• TASK DESCRIPTION: Write again exactly the lines in the listing below, starting at the line with "Give me the" and ending at the line with "const emptyRows = [1, 2, 3, 4, 5, 6];", both included. Pictures are not copied.
---- EXTRACTED DATA
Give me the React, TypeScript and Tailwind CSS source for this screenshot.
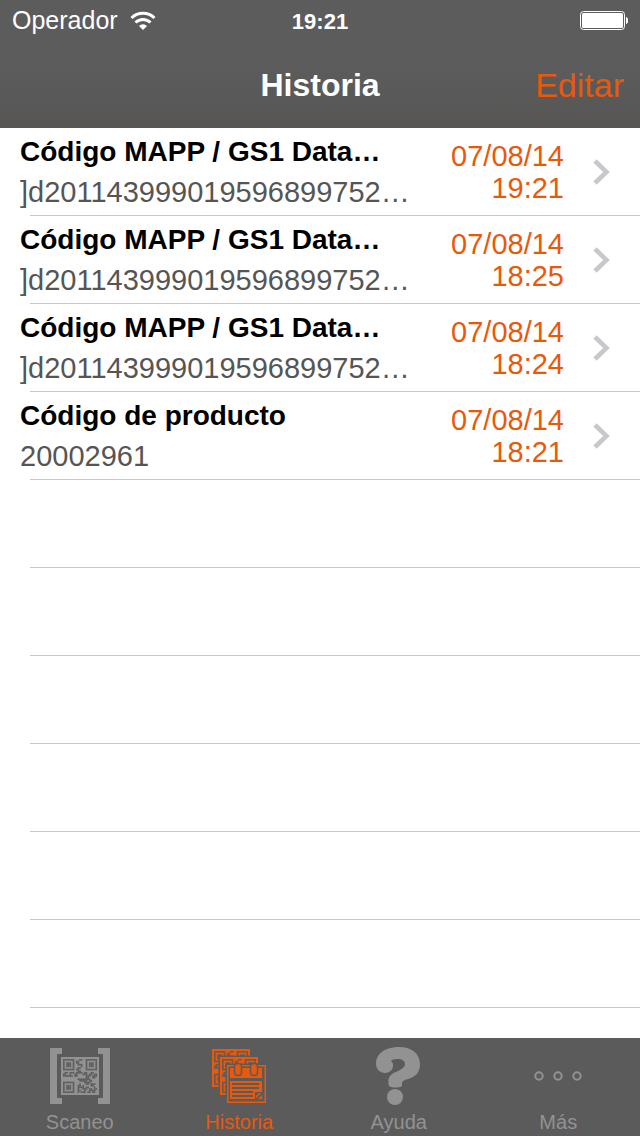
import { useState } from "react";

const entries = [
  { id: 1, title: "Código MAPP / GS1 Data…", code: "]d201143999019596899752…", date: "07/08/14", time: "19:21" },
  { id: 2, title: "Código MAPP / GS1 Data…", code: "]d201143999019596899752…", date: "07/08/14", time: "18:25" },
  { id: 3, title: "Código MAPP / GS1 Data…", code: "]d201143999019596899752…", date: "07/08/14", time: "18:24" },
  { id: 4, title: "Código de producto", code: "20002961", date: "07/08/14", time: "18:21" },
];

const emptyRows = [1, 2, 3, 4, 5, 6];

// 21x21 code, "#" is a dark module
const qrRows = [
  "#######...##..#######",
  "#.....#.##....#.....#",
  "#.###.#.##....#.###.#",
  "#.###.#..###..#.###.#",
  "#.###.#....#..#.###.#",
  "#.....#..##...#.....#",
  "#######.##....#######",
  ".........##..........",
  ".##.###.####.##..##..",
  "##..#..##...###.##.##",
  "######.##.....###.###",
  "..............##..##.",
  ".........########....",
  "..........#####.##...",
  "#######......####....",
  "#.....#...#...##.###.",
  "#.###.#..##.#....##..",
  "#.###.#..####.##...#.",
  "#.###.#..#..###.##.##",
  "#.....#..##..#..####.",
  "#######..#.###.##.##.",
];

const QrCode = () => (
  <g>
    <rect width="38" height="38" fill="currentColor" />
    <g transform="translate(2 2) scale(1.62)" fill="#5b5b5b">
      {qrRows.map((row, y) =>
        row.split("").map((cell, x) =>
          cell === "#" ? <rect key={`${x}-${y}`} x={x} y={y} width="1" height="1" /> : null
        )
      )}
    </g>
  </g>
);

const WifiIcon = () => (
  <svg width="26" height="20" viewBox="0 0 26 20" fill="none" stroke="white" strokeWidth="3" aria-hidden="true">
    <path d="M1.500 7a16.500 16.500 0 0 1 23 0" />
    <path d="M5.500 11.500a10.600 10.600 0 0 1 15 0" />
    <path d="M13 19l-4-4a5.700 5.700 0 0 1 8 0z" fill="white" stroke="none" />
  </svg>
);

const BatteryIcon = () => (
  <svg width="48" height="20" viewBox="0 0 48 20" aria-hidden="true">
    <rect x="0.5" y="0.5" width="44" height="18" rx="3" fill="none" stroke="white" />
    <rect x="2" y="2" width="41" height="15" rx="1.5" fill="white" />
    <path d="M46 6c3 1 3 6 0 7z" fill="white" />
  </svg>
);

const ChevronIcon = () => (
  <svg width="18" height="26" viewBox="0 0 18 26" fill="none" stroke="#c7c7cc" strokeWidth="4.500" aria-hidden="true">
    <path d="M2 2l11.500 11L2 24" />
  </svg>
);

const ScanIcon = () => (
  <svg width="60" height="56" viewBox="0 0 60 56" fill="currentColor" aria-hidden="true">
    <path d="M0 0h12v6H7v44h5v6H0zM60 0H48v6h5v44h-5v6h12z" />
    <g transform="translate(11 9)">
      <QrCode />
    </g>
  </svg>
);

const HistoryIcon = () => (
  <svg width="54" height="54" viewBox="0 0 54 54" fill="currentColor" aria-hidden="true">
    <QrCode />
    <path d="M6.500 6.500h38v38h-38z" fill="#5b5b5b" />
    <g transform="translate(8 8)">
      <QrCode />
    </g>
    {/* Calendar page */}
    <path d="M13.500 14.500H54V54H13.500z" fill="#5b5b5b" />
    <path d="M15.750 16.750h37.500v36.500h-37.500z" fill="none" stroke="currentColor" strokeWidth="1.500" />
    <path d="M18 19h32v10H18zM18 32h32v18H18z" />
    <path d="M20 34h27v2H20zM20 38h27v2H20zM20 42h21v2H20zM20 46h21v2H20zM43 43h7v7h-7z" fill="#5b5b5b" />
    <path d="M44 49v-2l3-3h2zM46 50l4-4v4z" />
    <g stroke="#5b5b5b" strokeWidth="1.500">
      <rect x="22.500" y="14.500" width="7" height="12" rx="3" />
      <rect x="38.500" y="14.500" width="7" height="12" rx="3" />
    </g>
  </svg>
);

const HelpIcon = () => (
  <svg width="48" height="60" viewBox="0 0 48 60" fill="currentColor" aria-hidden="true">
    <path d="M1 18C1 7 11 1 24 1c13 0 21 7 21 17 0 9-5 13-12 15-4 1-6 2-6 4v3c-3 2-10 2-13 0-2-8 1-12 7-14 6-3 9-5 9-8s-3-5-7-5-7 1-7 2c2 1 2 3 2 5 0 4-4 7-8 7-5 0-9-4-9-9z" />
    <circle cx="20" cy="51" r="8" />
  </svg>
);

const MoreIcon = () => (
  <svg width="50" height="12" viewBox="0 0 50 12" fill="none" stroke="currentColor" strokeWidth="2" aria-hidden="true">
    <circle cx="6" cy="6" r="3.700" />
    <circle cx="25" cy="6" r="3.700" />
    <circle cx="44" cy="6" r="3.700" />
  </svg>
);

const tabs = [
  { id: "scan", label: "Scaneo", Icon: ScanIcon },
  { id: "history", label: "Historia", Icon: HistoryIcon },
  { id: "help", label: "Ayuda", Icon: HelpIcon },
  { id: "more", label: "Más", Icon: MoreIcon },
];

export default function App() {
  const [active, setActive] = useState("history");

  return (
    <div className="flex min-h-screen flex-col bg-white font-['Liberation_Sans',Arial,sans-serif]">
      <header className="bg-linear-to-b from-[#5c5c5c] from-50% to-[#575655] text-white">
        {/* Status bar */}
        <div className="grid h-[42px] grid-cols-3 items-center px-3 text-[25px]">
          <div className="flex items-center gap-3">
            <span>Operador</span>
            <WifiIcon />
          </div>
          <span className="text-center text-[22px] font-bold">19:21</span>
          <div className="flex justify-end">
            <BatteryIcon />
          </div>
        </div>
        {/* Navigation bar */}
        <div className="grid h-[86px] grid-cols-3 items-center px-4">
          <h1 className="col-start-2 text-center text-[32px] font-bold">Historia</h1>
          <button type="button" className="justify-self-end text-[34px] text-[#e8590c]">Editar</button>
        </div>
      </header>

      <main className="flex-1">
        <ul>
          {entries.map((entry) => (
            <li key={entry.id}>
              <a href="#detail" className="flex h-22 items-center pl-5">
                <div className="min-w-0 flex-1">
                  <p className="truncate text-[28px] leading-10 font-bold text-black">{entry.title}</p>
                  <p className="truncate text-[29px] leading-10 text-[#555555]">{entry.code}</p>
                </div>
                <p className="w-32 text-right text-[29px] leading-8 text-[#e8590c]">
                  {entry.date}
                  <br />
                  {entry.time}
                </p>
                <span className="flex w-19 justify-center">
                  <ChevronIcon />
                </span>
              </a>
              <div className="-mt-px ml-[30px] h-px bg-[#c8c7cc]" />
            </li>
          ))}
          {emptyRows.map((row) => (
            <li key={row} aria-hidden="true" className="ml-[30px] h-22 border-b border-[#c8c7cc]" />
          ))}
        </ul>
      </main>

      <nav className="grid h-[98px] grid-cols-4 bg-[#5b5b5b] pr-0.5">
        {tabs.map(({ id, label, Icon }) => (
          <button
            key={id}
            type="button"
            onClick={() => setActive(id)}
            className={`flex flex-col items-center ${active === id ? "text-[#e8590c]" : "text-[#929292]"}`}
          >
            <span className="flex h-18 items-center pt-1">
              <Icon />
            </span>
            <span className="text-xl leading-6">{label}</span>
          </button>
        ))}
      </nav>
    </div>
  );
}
--------
---- EXTRACTED DATA
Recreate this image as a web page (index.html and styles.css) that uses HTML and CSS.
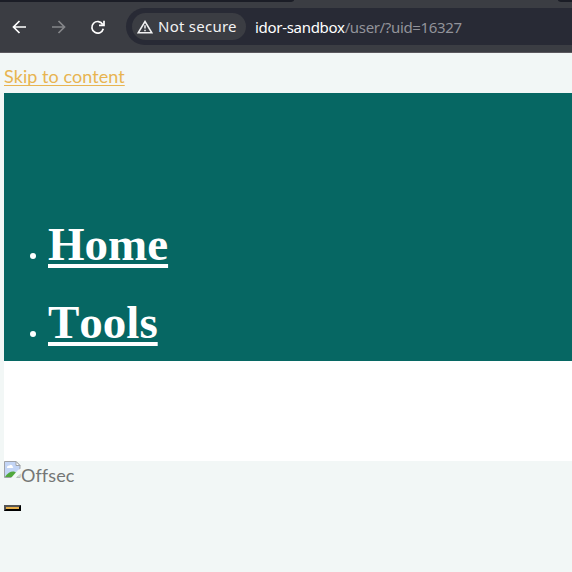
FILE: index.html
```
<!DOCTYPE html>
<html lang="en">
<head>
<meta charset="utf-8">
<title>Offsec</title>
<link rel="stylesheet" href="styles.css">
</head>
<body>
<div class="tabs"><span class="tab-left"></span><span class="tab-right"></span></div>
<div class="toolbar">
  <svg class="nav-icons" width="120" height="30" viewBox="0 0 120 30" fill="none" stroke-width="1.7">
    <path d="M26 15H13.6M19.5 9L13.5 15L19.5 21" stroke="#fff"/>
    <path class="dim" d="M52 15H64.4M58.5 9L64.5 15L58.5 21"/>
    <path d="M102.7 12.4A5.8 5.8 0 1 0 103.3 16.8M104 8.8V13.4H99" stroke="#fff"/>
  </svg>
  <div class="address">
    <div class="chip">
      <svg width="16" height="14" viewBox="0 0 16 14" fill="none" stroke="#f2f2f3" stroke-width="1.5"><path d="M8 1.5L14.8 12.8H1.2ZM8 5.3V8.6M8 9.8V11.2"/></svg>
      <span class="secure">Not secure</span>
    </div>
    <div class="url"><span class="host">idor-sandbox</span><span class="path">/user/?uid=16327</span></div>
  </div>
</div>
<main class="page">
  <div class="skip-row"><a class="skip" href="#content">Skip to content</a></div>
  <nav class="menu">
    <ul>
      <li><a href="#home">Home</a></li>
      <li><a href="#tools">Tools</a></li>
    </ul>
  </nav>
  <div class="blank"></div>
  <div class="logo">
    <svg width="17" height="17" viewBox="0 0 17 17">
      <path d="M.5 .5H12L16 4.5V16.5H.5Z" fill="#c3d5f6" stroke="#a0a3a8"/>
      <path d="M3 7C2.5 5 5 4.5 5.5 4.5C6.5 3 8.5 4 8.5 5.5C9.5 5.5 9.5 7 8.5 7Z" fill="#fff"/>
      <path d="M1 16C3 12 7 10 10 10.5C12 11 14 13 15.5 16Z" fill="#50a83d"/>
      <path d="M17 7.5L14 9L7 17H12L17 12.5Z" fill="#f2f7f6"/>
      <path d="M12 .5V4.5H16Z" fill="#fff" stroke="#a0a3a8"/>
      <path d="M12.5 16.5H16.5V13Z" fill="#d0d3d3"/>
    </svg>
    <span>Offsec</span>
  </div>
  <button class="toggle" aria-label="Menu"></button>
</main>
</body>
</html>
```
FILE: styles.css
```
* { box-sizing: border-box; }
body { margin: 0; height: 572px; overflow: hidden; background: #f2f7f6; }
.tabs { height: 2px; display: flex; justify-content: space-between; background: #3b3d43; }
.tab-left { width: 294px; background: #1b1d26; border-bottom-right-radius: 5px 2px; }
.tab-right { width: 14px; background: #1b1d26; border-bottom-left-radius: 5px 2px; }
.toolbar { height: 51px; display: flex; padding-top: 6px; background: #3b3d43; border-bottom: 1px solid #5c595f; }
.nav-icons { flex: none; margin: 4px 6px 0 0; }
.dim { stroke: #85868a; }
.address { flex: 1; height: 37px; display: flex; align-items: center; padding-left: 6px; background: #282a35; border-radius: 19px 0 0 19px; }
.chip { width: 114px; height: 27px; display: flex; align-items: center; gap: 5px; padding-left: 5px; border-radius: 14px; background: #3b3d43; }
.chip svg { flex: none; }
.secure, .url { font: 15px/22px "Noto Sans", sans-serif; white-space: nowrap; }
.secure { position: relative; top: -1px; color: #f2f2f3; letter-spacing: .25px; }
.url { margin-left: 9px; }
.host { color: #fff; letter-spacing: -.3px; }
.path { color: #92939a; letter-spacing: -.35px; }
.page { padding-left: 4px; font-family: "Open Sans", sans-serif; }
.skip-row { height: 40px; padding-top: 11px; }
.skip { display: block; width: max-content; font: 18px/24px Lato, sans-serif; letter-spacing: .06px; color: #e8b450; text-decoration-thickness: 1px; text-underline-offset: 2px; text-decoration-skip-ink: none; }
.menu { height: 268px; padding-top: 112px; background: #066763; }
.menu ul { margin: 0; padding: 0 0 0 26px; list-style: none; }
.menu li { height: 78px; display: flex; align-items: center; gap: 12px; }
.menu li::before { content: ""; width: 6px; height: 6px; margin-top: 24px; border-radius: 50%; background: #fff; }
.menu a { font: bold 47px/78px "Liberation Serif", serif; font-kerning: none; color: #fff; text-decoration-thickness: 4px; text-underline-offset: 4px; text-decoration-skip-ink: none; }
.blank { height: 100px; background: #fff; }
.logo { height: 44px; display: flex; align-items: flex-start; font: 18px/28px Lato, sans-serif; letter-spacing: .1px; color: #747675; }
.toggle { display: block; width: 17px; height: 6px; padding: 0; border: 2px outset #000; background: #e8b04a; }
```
--------
• RESPONSE TO THE EXERCISE:
Give me the React, TypeScript and Tailwind CSS source for this screenshot.
import { useState } from "react";

const entries = [
  { id: 1, title: "Código MAPP / GS1 Data…", code: "]d201143999019596899752…", date: "07/08/14", time: "19:21" },
  { id: 2, title: "Código MAPP / GS1 Data…", code: "]d201143999019596899752…", date: "07/08/14", time: "18:25" },
  { id: 3, title: "Código MAPP / GS1 Data…", code: "]d201143999019596899752…", date: "07/08/14", time: "18:24" },
  { id: 4, title: "Código de producto", code: "20002961", date: "07/08/14", time: "18:21" },
];

const emptyRows = [1, 2, 3, 4, 5, 6];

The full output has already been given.